By last month it was clear which Ukrainian brigade had taken on the M-55s, which with their 60-year-old basic components are some of the oldest armored vehicles in the Russia-Ukraine war. The M-55Ss equip a battalion belonging to the 47th Assault Brigade, an all-volunteer unit that formed as a battalion back in the spring and, over the summer, expanded into a full brigade with around 2,000 troops and a strong roster of non-commissioned officers.
The 47th Assault Brigade stood up in Kharkiv. It’s training around Kharkiv. And every indication is that once the brigade finishes training and outfitting its vehicles, it will deploy north into the 25-mile-deep sector between Kharkiv and the Russian border.
There, the 47th Assault Brigade will join a growing defensive force including three territorial brigades and a contingent of federal border guards. The active army’s 40th Artillery Brigade supports the line brigades and their thousands of infantry.
Similar defensive formations are concentrating farther west in the sector north of Kyiv. Eleven months after Russian field armies barreled into Ukraine across the country’s northern borders, the Ukrainian army is reinforcing the same border regions.

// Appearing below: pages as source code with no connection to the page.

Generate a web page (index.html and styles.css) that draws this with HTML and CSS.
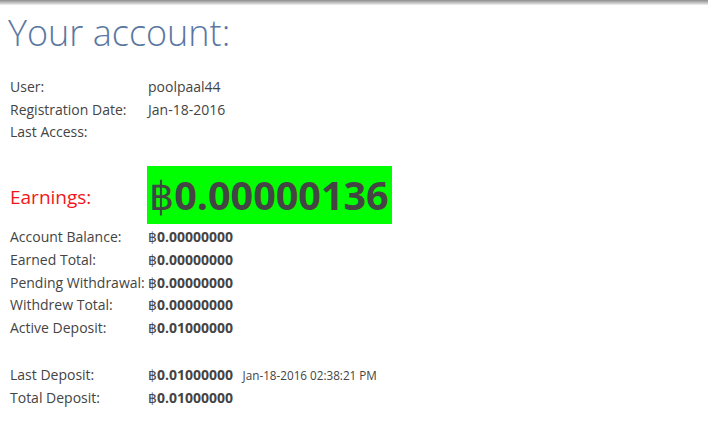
FILE: index.html
```html
<!DOCTYPE html>
<html>

<head>
  <meta name="viewport" content="width=device-width, initial-scale=1">
  <link rel="stylesheet" href="styles.css">
</head>

<body>
  <div class="topbar"></div>

  <div class="content">
    <h1>Your account:</h1>

    <table class="info">
      <tr><td class="label">User:</td><td>poolpaal44</td></tr>
      <tr><td class="label">Registration Date:</td><td>Jan-18-2016</td></tr>
      <tr><td class="label">Last Access:</td><td></td></tr>
    </table>

    <div class="earnings">
      <span class="earnings-label">Earnings:</span>
      <span class="earnings-box"><span class="coin">฿</span>0.00000136</span>
    </div>

    <table class="info">
      <tr><td class="label">Account Balance:</td><td><span class="coin">฿</span><b>0.00000000</b></td></tr>
      <tr><td class="label">Earned Total:</td><td><span class="coin">฿</span><b>0.00000000</b></td></tr>
      <tr><td class="label">Pending Withdrawal:</td><td><span class="coin">฿</span><b>0.00000000</b></td></tr>
      <tr><td class="label">Withdrew Total:</td><td><span class="coin">฿</span><b>0.00000000</b></td></tr>
      <tr><td class="label">Active Deposit:</td><td><span class="coin">฿</span><b>0.01000000</b></td></tr>
    </table>

    <table class="info deposits">
      <tr>
        <td class="label">Last Deposit:</td>
        <td><span class="coin">฿</span><b>0.01000000</b> <small class="date">Jan-18-2016 02:38:21 PM</small></td>
      </tr>
      <tr><td class="label">Total Deposit:</td><td><span class="coin">฿</span><b>0.01000000</b></td></tr>
    </table>
  </div>
</body>

</html>
```

FILE: styles.css
```css
html, body {
  margin: 0;
  padding: 0;
}

body {
  font-family: "Open Sans", "DejaVu Sans", sans-serif;
  font-size: 14px;
  color: #444;
  background: #fff;
  min-height: 433px;
}

.topbar {
  height: 5px;
  background: linear-gradient(#8c8c8c, #bdbdbd 50%, #f0f0f0);
}

.content {
  padding: 0 10px;
}

h1 {
  margin: 3px 0 0 -2px;
  font-weight: 300;
  font-size: 36px;
  line-height: 50px;
  color: #5a77a1;
}

.info {
  border-collapse: collapse;
}

.info td {
  padding: 0;
  height: 22.75px;
  vertical-align: middle;
  white-space: nowrap;
}

.info td.label {
  width: 138px;
}

h1 + .info {
  margin-top: 17px;
}

.earnings {
  display: flex;
  align-items: center;
  margin-top: 23px;
  margin-bottom: 1px;
}

.earnings-label {
  width: 137px;
  font-size: 19px;
  color: #f2151b;
  padding-top: 4px;
}

.earnings-box {
  background: #00ff00;
  font-size: 39.5px;
  font-weight: 700;
  line-height: 58px;
  padding: 0 3px 0 2px;
  color: #444;
}

.coin {
  font-weight: 400;
}

b {
  font-weight: 700;
}

.deposits {
  margin-top: 24px;
}

.date {
  font-size: 11.7px;
  margin-left: 6px;
}
```
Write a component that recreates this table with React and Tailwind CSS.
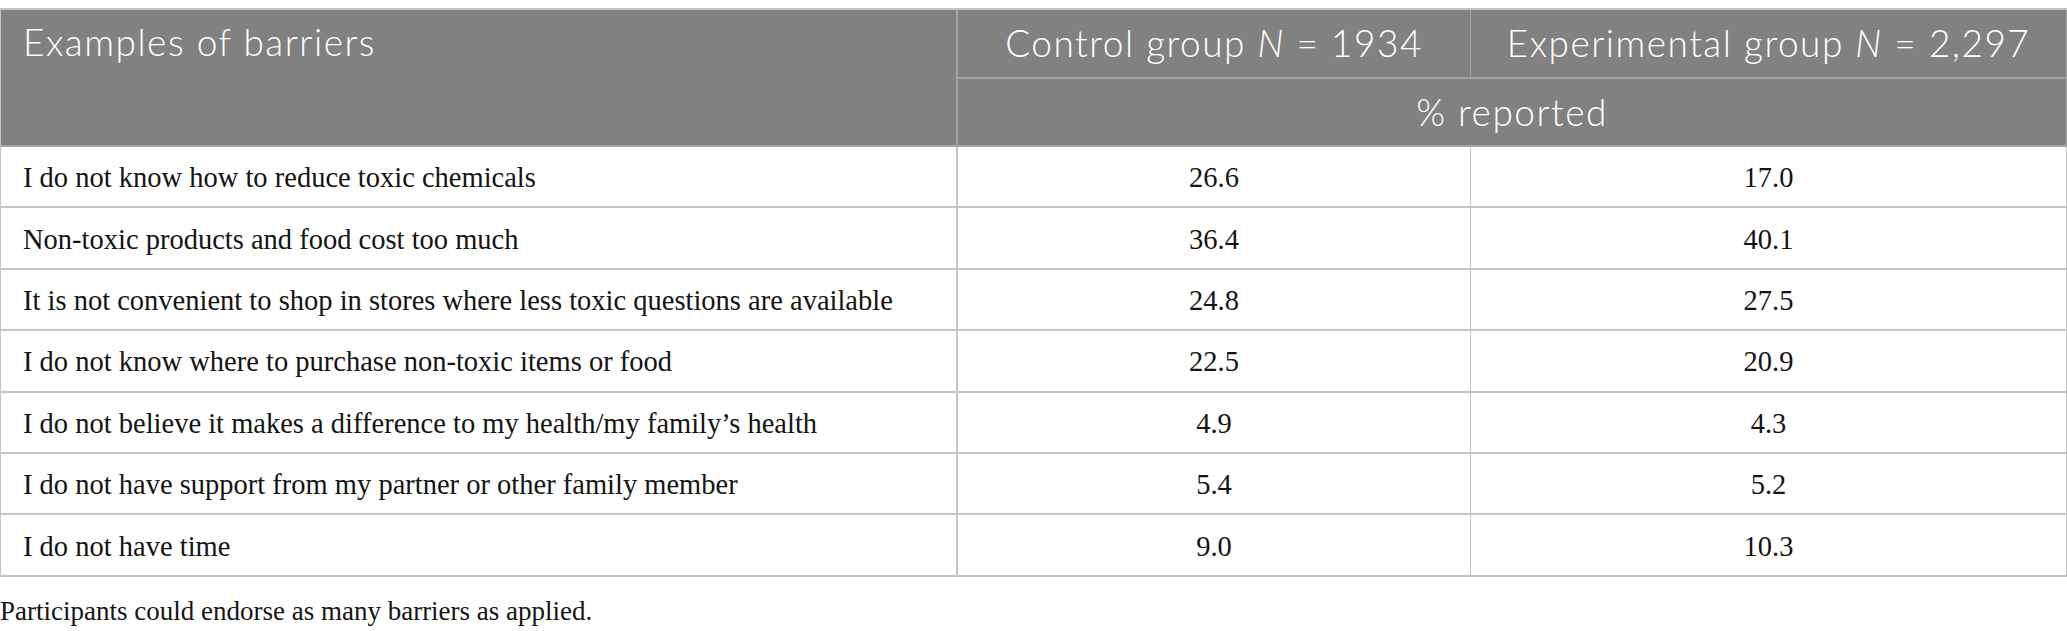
import React from "react";

const rows = [
  ["I do not know how to reduce toxic chemicals", "26.6", "17.0"],
  ["Non-toxic products and food cost too much", "36.4", "40.1"],
  ["It is not convenient to shop in stores where less toxic questions are available", "24.8", "27.5"],
  ["I do not know where to purchase non-toxic items or food", "22.5", "20.9"],
  ["I do not believe it makes a difference to my health/my family\u2019s health", "4.9", "4.3"],
  ["I do not have support from my partner or other family member", "5.4", "5.2"],
  ["I do not have time", "9.0", "10.3"],
];

const sans = { fontFamily: "Lato, 'Open Sans', sans-serif" };
const serif = { fontFamily: "'Liberation Serif', 'Times New Roman', serif" };

export default function App() {
  return (
    <div className="w-[2067px] bg-white pt-2">
      <table className="w-full table-fixed border-separate border-spacing-0 border-t-2 border-l border-[#c4c4c4]">
        <thead className="text-[37px] leading-[44px] font-light tracking-[1.5px] text-white" style={sans}>
          <tr className="h-[69px]">
            <th
              rowSpan={2}
              className="w-[957px] border-r-2 border-b-2 border-[#a3a4a3] bg-[#808180] px-[22px] pt-[10px] text-left align-top font-light"
            >
              Examples of barriers
            </th>
            <th className="w-[513px] border-r border-b-2 border-[#a3a4a3] bg-[#808180] pb-[2px] text-center align-middle font-light">
              Control group <i>N</i> = 1934
            </th>
            <th className="border-r border-b-2 border-[#a3a4a3] bg-[#808180] pb-[2px] text-center align-middle font-light">
              Experimental group <i>N</i> = 2,297
            </th>
          </tr>
          <tr className="h-[68px]">
            <th
              colSpan={2}
              className="border-r border-b-2 border-[#a3a4a3] bg-[#808180] text-center align-middle font-light"
            >
              % reported
            </th>
          </tr>
        </thead>
        <tbody style={serif} className="text-[28.5px] text-[#141414]">
          {rows.map((r, i) => (
            <tr key={i} className="h-[61.4px]">
              <td className="border-r-2 border-b-2 border-[#c4c4c4] px-[22px] pt-[4px] text-left align-middle">{r[0]}</td>
              <td className="border-r border-b-2 border-[#c4c4c4] pt-[4px] text-center align-middle">{r[1]}</td>
              <td className="border-r border-b-2 border-[#c4c4c4] pt-[4px] text-center align-middle">{r[2]}</td>
            </tr>
          ))}
        </tbody>
      </table>
      <p className="mt-[18px] text-[27px] leading-[32px] text-[#141414]" style={serif}>
        Participants could endorse as many barriers as applied.
      </p>
    </div>
  );
}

It’s not for no reason that Ukraine is surging forces northward. Both Belarus and Russia have shifted battalions in their own border regions, vaguely threatening to launch fresh offensives into Ukraine as early as this winter, once the muddy ground freezes and large-scale maneuver is possible.
The signals began this fall, just six weeks after a Ukrainian offensive cleared Russian troops from Kharkiv Oblast—and six months after an earlier Ukrainian offensive booted the Russians from the oblast around Kyiv.
Indeed, the Ukrainian operations apparently are the whole point. The Kremlin might not be serious about a new offensive. But it’s desperate to prevent, or at least undermine, Kyiv’s own next offensive.
Having lost a hundred thousand men killed or wounded in Ukraine since February, Russia this fall didn’t have a lot of forces to spare. But it deployed enough of them to Belarus to send a message. “The Kremlin may seek to use additional Russian forces in Belarus to fix Ukrainian forces near Kyiv and prevent their redeployment elsewhere to participate in counteroffensives,” the Institute for the Study of War in Washington, D.C. reported in mid-October.
A few weeks later, something similar happened farther east around Belgorod, in southern Russia across the border from Kharkiv. “Russian forces conducted a limited assault northeast of Kharkiv city likely in an ongoing effort to conduct reconnaissance-in-force and fix Ukrainian forces at the international border in Kharkiv Oblast,” ISW explained in early December.
Maybe the Russians can’t always, or often, beat the Ukrainians in a straight-up fight. But they at least can pin the Ukrainians down with feints in order to avoid fighting them.
The 47th Assault Brigade with its newly up-armored M-55S is just one of the Ukrainian units the Russians are fixing in place for possible defensive action in the north, thus preventing them from taking part in possible offensive action anywhere else.